Nous trouvons plus tard, en Syrie, un autre exemple de cette pieuse et singulière mécanique[1]. Lucien, ou l’auteur qui a écrit le traité De Syria Dea, raconte qu’il existait dans l’enceinte du temple d’Hiérapolis plusieurs énormes phallus, sur lesquels on avait coutume de poser de petits hommes de bois, construits comme ceux dont parle Hérodote[2].

La statue fatidique de Jupiter Ammon ne rendait ses oracles, suivant le témoignage des anciens, qu’après avoir été portée en procession dans une nacelle d’or, sur les épaules de quatre-vingts prêtres, auxquels elle indiquait par un mouvement de tête la route qu’elle voulait suivre. Diodore de Sicile exprime cette dernière circonstance par une expression qui ne peut laisser de doute[3].

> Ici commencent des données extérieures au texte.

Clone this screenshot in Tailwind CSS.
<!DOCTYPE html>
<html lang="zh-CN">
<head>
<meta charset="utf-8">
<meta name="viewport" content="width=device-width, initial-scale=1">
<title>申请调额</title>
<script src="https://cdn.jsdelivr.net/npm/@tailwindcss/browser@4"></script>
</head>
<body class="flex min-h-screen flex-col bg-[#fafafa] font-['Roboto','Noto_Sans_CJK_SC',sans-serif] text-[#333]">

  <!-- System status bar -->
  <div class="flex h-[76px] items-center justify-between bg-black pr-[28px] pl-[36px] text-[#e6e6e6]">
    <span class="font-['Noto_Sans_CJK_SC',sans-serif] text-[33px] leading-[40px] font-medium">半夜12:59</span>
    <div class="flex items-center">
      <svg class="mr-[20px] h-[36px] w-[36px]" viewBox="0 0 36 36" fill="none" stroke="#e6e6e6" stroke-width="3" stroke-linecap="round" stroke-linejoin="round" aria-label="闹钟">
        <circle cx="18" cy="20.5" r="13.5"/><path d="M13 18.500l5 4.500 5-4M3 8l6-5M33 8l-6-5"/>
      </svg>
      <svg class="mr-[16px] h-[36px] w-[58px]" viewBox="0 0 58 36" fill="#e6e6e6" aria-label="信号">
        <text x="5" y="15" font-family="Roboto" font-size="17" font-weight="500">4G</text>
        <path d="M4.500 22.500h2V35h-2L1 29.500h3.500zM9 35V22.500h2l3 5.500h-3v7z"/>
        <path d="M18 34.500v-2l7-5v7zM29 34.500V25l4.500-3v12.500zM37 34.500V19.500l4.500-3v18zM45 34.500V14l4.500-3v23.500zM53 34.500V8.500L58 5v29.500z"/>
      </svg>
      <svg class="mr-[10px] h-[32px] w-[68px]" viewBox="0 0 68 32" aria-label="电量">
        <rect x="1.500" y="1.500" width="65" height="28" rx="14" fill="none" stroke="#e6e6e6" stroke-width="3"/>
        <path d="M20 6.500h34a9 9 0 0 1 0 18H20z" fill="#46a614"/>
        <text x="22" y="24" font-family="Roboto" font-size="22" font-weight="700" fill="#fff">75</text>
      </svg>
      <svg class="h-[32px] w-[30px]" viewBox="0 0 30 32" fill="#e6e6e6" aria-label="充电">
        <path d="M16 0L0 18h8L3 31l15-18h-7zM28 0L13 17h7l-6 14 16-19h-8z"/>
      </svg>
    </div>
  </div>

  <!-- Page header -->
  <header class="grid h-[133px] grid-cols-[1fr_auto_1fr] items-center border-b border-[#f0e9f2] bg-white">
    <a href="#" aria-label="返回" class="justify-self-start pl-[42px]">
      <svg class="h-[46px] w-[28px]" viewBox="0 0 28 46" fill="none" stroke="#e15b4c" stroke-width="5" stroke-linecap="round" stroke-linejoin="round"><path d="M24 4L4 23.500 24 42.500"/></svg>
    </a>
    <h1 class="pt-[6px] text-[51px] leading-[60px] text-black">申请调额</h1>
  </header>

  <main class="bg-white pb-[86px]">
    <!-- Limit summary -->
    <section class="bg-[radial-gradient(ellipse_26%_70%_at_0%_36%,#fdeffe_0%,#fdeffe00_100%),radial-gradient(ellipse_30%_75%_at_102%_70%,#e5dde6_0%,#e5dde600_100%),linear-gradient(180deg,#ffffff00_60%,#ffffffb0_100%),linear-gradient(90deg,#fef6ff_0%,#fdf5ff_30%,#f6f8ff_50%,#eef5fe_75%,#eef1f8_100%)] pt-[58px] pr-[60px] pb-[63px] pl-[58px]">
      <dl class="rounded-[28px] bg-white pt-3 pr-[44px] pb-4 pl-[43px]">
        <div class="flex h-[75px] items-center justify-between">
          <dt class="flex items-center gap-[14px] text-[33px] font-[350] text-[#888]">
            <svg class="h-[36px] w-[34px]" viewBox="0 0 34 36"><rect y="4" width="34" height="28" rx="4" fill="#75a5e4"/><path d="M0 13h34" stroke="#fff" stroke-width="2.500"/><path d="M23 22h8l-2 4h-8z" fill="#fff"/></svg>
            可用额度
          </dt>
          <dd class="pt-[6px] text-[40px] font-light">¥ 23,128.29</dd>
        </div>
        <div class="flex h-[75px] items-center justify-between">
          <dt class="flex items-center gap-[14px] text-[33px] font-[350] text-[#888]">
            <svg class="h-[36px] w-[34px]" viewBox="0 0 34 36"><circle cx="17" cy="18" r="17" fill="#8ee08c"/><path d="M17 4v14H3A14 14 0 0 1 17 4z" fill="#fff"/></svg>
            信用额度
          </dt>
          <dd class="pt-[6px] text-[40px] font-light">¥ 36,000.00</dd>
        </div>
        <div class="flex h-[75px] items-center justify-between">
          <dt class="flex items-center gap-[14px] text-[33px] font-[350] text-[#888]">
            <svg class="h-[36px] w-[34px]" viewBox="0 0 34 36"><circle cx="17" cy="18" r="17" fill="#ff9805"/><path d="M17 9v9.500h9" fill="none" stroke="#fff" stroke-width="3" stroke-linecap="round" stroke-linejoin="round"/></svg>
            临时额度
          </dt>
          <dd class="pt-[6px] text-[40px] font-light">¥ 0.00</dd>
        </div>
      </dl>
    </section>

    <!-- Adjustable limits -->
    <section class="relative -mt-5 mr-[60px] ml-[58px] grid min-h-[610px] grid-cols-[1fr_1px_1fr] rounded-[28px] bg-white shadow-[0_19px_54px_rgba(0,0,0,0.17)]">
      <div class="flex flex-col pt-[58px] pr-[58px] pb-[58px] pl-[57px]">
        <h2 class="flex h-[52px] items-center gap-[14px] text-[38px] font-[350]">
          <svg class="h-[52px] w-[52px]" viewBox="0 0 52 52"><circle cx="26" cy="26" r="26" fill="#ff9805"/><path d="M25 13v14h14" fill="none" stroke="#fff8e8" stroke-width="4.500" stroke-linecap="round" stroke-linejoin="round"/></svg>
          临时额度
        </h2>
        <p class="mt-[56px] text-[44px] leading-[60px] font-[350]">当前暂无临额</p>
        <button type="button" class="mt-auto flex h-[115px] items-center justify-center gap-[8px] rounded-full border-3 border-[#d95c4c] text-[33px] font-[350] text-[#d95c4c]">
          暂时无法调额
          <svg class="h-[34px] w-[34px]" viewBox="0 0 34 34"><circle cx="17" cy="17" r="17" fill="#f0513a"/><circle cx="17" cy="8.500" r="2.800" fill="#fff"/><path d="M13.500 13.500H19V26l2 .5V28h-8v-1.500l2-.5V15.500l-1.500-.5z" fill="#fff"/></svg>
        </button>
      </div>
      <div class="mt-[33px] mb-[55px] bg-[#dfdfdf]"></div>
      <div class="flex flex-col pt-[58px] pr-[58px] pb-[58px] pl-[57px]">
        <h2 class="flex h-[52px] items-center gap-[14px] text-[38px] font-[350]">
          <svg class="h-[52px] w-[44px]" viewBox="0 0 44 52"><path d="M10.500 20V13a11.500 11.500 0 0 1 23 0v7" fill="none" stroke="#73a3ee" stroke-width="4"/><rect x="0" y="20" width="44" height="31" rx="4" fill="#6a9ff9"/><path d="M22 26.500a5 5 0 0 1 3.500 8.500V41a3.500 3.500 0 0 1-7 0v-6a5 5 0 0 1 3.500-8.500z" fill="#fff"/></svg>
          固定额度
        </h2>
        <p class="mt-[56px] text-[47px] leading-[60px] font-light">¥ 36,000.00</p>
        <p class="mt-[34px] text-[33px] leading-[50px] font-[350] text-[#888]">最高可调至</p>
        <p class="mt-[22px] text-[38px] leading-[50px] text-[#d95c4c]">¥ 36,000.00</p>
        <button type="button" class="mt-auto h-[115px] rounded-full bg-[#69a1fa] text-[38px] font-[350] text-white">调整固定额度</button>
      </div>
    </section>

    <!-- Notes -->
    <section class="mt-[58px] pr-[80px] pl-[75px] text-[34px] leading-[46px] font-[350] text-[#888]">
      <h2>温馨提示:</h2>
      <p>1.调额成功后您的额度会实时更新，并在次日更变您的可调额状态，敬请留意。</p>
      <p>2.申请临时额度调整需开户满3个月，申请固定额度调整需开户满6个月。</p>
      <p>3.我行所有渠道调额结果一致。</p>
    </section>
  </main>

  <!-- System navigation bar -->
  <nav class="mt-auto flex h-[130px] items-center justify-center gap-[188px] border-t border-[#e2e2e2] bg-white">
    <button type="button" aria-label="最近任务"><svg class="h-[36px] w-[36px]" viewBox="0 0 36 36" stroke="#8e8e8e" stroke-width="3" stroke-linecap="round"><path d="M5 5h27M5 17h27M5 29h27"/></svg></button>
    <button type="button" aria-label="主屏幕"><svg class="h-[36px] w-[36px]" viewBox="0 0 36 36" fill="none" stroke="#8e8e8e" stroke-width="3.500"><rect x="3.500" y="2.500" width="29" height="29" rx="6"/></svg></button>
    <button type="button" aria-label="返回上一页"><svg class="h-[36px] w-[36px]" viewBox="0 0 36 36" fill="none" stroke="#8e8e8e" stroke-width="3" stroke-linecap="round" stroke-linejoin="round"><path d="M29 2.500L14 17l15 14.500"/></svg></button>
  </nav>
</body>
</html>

Quelque chose de semblable se passait dans le temple d’Héliopolis[4]. Lorsque le dieu, auquel le pseudo-Lucien donne le nom d’Apollon, bien qu’il ne fût ni jeune ni imberbe, voulait rendre ses oracles, la statue, qui était d’or, s’agitait d’elle-même ; si les prêtres tardaient à l’enlever sur leurs épaules, elle suait et s’agitait de nouveau. Quand ils l’avaient prise et placée sur un brancard, elle les conduisait et les contraignait de faire plusieurs circuits. Enfin, le grand-prêtre se présentait devant le dieu et lui soumettait les questions sur lesquelles on le consultait. S’il désapprouvait l’entreprise, il reculait en arrière ; s’il l’approuvait, il poussait ses porteurs en avant et les conduisait comme avec des rênes. « Enfin, dit l’auteur auquel nous empruntons ces détails, le prodige que je vais raconter, je l’ai vu : les prêtres ayant pris la statue sur leurs épaules, elle les laissa à terre et s’éleva toute seule vers la voûte du temple[5]. »

Callixène, dans le Banquet d’Athénée, a fait une curieuse relation de la pompe que Ptolémée Philadelphe célébra en l’honneur de Bacchus et d’Alexandre. On vit, après plusieurs autres singuliers spectacles, s’avancer un char à quatre roues sur lequel était assise la statue de la ville de Nyssa, où Bacchus recevait un culte particulier. Cette figure, haute de huit coudées, vêtue d’une tunique jaune brochée d’or et d’un manteau macédonien, se levait comme par sa propre volonté, versait du lait avec une coupe et se rasseyait, sans qu’il parût que personne l’eût touchée[6].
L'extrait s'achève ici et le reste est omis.